California Governor Jerry Brown helped Chavez achieve his long cherished goal of a state agricultural labor relations law that guaranteed the right of farm workers to organize in 1975.  Despite this the balance of the ‘70’s and much of the ’80’s was a long running battle between the UFW, since 1972 an official independent affiliate of the AFL-CIO on one side, and growers, their Teamster allies, and Republican politicians on the other. 

There were many strikes and boycotts, long marches and hunger strikes.  Chavez and the union were under constant legal harassment by growers filing multi-million dollar law suits against them.  Through it all Chavez persevered and held fast to his cherished nonviolence.  In the mid eighties he turned his attention to the use of pesticides in the fields and the health effects on workers and—ultimately—consumers.  Yet another grape boycott was called to protest the use of poisons and in 1986 he went on his longest, and last fast, lasting 36 days to draw attention to the cause.
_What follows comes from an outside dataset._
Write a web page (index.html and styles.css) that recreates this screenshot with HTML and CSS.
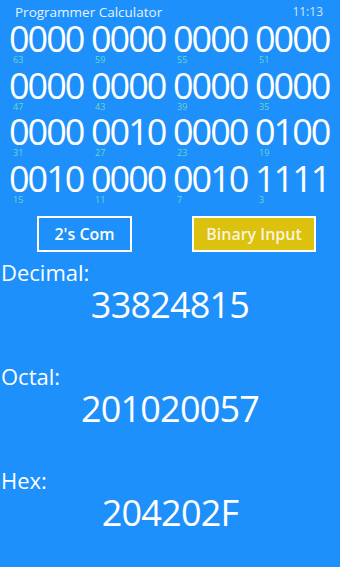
FILE: index.html
```html
<!DOCTYPE html>
<html>
<head>
<meta charset="utf-8">
<link rel="stylesheet" href="styles.css">
</head>
<body>
<div class="app">
  <header class="top">
    <span class="title">Programmer Calculator</span>
    <span class="time">11:13</span>
  </header>
  <div class="bits">
    <div class="cell"><span class="nib">0000</span><span class="pos">63</span></div>
    <div class="cell"><span class="nib">0000</span><span class="pos">59</span></div>
    <div class="cell"><span class="nib">0000</span><span class="pos">55</span></div>
    <div class="cell"><span class="nib">0000</span><span class="pos">51</span></div>
    <div class="cell"><span class="nib">0000</span><span class="pos">47</span></div>
    <div class="cell"><span class="nib">0000</span><span class="pos">43</span></div>
    <div class="cell"><span class="nib">0000</span><span class="pos">39</span></div>
    <div class="cell"><span class="nib">0000</span><span class="pos">35</span></div>
    <div class="cell"><span class="nib">0000</span><span class="pos">31</span></div>
    <div class="cell"><span class="nib">0010</span><span class="pos">27</span></div>
    <div class="cell"><span class="nib">0000</span><span class="pos">23</span></div>
    <div class="cell"><span class="nib">0100</span><span class="pos">19</span></div>
    <div class="cell"><span class="nib">0010</span><span class="pos">15</span></div>
    <div class="cell"><span class="nib">0000</span><span class="pos">11</span></div>
    <div class="cell"><span class="nib">0010</span><span class="pos">7</span></div>
    <div class="cell"><span class="nib">1111</span><span class="pos">3</span></div>
  </div>
  <div class="buttons">
    <button class="btn btn-com">2's Com</button>
    <button class="btn btn-bin">Binary Input</button>
  </div>
  <section class="result">
    <div class="label">Decimal:</div>
    <div class="value">33824815</div>
  </section>
  <section class="result">
    <div class="label">Octal:</div>
    <div class="value">201020057</div>
  </section>
  <section class="result">
    <div class="label">Hex:</div>
    <div class="value">204202F</div>
  </section>
</div>
</body>
</html>
```

FILE: styles.css
```css
html, body {
  margin: 0;
  padding: 0;
  background: #1e90fb;
}
body {
  font-family: "Open Sans", "Noto Sans", sans-serif;
  color: #ffffff;
  width: 340px;
  height: 567px;
  overflow: hidden;
}
.app {
  display: flex;
  flex-direction: column;
}
.top {
  display: flex;
  justify-content: space-between;
  align-items: center;
  height: 24px;
  padding: 0 17px 0 15px;
}
.title {
  font-size: 13.5px;
  color: #e6f3ff;
  line-height: 22px;
}
.time {
  font-size: 12px;
  color: #cfe6ff;
  line-height: 22px;
}
.bits {
  display: grid;
  grid-template-columns: repeat(4, 82px);
  grid-auto-rows: 46.5px;
  padding-left: 9px;
}
.cell {
  display: flex;
  flex-direction: column;
}
.nib {
  font-size: 36px;
  line-height: 30px;
  letter-spacing: -2px;
  color: #ffffff;
}
.pos {
  font-size: 9px;
  line-height: 12px;
  color: #6cd6c8;
  padding-left: 4px;
}
.buttons {
  display: flex;
  gap: 60px;
  padding-left: 37px;
  margin-top: 6px;
}
.btn {
  font-family: "Open Sans", "Noto Sans", sans-serif;
  font-weight: 600;
  font-size: 16px;
  color: #ffffff;
  height: 36px;
  border: 2px solid #ffffff;
  background: transparent;
  padding: 0;
  margin: 0;
}
.btn-com {
  width: 95px;
}
.btn-bin {
  width: 124px;
  background: #dcc10f;
  color: #f8f4dc;
}
.result {
  display: flex;
  flex-direction: column;
  height: 104px;
}
.result:first-of-type {
  margin-top: 7px;
}
.label {
  font-size: 22px;
  line-height: 26px;
  padding-left: 1px;
}
.value {
  font-size: 36px;
  line-height: 40px;
  text-align: center;
  letter-spacing: -0.8px;
}
```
Chavez never fully recovered from the effects of that fast, although he continued his tireless work.  On April 18, 1992 at the age of 61 and worn out, he died in his sleep in the modest home of an Arizona migrant worker.  Forty Thousand mourners marched in his funeral. 

In September 1984 President Bill Clinton, posthumously awarded Chavez the Presidential Medal of Freedom.  More recently President Barack Obama proclaimed March 31 César Chavez Day and urged Americans to ?\”observe this day with appropriate service, community, and educational programs to honor César Chávez's enduring legacy.”  Today there are ongoing efforts to have his birthday declared a holiday in various states and by the Federal Government.

But César Chavez’s greatest legacy is the union he left behind and the millions he has inspired.  ¡Si, se puede!